Num futuro pré-histórico, a única evolução possível é a do formato da Terra. Nesse cenário que por si só parece tão caótico quanto outros famosos da ficção, a França em 2022 é engolida por um conservadorismo imbatível através da Fraternidade Muçulmana, que entre outras medidas pretende estalar um currículo escolar adaptado aos ensinamentos do Alcorão as crianças francesas, além de retirar o financiamento do ensino público para que todos os pais queiram matricular seus filhos no ensino particular muçulmano. Nessa condição de Submissão aos valores externos ao país, as eleições se desenrolam e tudo leva a crer que essa será a nova realidade de uma nação ocidental e até então sócio democrata. Nisso, o professor universitário François, da faculdade de Sorbonne, se vê completamente apreensivo e intimidado diante da possibilidade de um estado autoritário. Assim, o regime islâmico se estabelece no seu país e François não sabe como reagir, apesar de uma crescente sensação de fuga ser cada vez mais plausível aos temores de um simples professor de letras.

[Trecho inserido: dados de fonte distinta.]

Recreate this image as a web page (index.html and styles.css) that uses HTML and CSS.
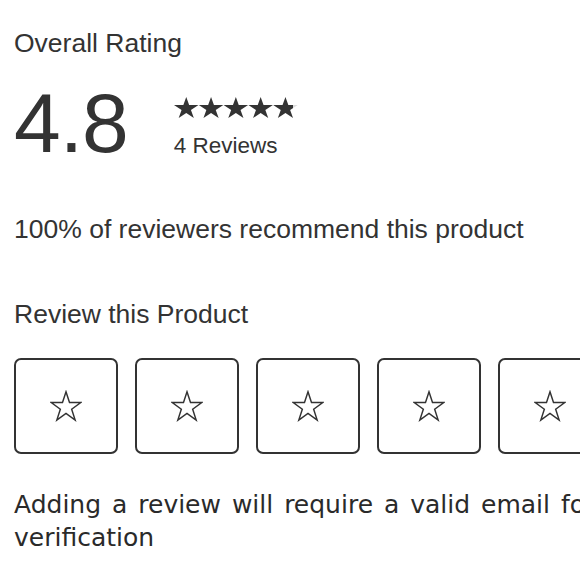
FILE: index.html
```html
<!DOCTYPE html>
<html>
<head>
  <link rel="stylesheet" href="styles.css">
</head>
<body>
  <div class="reviews">
    <h2 class="title">Overall Rating</h2>

    <div class="summary">
      <div class="score">4.8</div>
      <div class="summary-side">
        <svg class="stars" width="124" height="21" viewBox="0 0 124 23.34" preserveAspectRatio="none">
          <defs>
            <polygon id="star" points="12.25,0 15.15,8.91 24.5,8.91 16.94,14.42 19.83,23.34 12.25,17.83 4.67,23.34 7.56,14.42 0,8.91 9.35,8.91"/>
            <linearGradient id="part">
              <stop offset="0.8" stop-color="#333"/>
              <stop offset="0.8" stop-color="#ddd"/>
            </linearGradient>
          </defs>
          <use href="#star" fill="#333"/>
          <use href="#star" fill="#333" x="24.8"/>
          <use href="#star" fill="#333" x="49.6"/>
          <use href="#star" fill="#333" x="74.4"/>
          <use href="#star" fill="url(#part)" x="99.2"/>
        </svg>
        <div class="count">4 Reviews</div>
      </div>
    </div>

    <p class="recommend">100% of reviewers recommend this product</p>

    <h2 class="title">Review this Product</h2>

    <div class="picker">
      <button class="pick"><svg width="32" height="32" viewBox="-1 -1.5 26.5 26.5"><use href="#star"/></svg></button>
      <button class="pick"><svg width="32" height="32" viewBox="-1 -1.5 26.5 26.5"><use href="#star"/></svg></button>
      <button class="pick"><svg width="32" height="32" viewBox="-1 -1.5 26.5 26.5"><use href="#star"/></svg></button>
      <button class="pick"><svg width="32" height="32" viewBox="-1 -1.5 26.5 26.5"><use href="#star"/></svg></button>
      <button class="pick"><svg width="32" height="32" viewBox="-1 -1.5 26.5 26.5"><use href="#star"/></svg></button>
    </div>

    <p class="note">Adding a review will require a valid email for verification</p>
  </div>
</body>
</html>
```

FILE: styles.css
```css
body {
  margin: 0;
  overflow: hidden;
  background-color: #fff;
  color: #333;
  font-family: "Liberation Sans", Arial, sans-serif;
}

.reviews {
  width: 620px;
  padding: 28px 0 0 14px;
}

.title {
  margin: 0;
  font-size: 26.5px;
  font-weight: normal;
  line-height: 30px;
}

.summary {
  display: flex;
  align-items: flex-start;
  gap: 46px;
  margin-top: 23px;
}

.score {
  font-size: 84px;
  line-height: 84px;
  letter-spacing: -1px;
}

.summary-side {
  display: flex;
  flex-direction: column;
  gap: 15px;
  padding-top: 16px;
}

.stars {
  display: block;
}

.count {
  font-size: 22.5px;
  line-height: 26px;
}

.recommend {
  margin: 49px 0 55px;
  font-size: 26.5px;
  line-height: 30px;
}

.picker {
  display: flex;
  gap: 17px;
  margin-top: 29px;
}

.pick {
  flex: none;
  display: flex;
  align-items: center;
  justify-content: center;
  width: 104px;
  height: 96px;
  padding: 0;
  background-color: #fff;
  border: 2px solid #333;
  border-radius: 7px;
}

.pick svg {
  fill: none;
  stroke: #333;
  stroke-width: 1.2;
}

.note {
  margin: 34px 0 0;
  font-family: "DejaVu Sans", sans-serif;
  font-size: 25px;
  line-height: 33px;
  word-spacing: 3px;
  color: #2a2a2a;
}
```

Sucumbindo aos receios de um possível dogma que irá recair, por vias eleitorais, a todas as instituições da França, a começar pela universidade que trabalha, logo no dia seguinte as eleições François acorda e já espera pelo pior, desde o comportamento dos seus alunos (que não se altera) a violência das manifestações públicas de quem ainda pretende defender a democracia francesa. A paranoia parece tomar conta dele, e seus contatos que começam a retirar seu dinheiro dos bancos públicos. Estimulado a fugir de Paris, onde o pior pode acontecer, François arruma as malas e parte da capital, ciente de escapar de um desastre que, para ele, de certo irá se abater aos que ficam, pois tudo irá (aparentemente) mudar com os novos costumes. Um forte debate étnico e humanitário se forma a partir das expectativas e dos preconceitos de um homem pensando e repensando o desconhecido, algo proposto na narrativa por Michel Houellebecq e que se torna a base de uma história conflituosa por natureza.
Submissão dialoga perfeitamente, com grande charme e ritmo constante na narrativa em primeira pessoa, junto as mudanças de um mundo globalizado e sua recepção aos olhos não só da maioria das pessoas, mas daquelas que dissonam a grande voz, e por isso, sentem-se cada vez mais solitárias com suas verdades. Mudanças essas que intimidam o status quo das coisas pela rapidez que acontecem, e que afetam ideologicamente, sobretudo, todos aqueles que ainda não estão alienadas pelo lado mais doce que o espetáculo da mídia nos apresenta. François tem medo do amanhã, e foge da chuva um mês antes dela, porventura, vir a cair – ou não. Há muito o que se comparar aqui com outras distopias mais surreais que essa, mas que também transmitem um cenário de achatamento ao indivíduo, tal o clássico 1984, de George Orwell. A diferença primordial a suas possíveis comparações é que Submissão é absolutamente objetivo a ideologia atual da política mundial, importando-se menos ao impacto tecnológico das mudanças sociais e mais com o quadro mental do cidadão diante do novo, e do diferente. Um livro publicado no Brasil pela editora Alfaguara, e tão relevante à atualidade quanto poderia ser.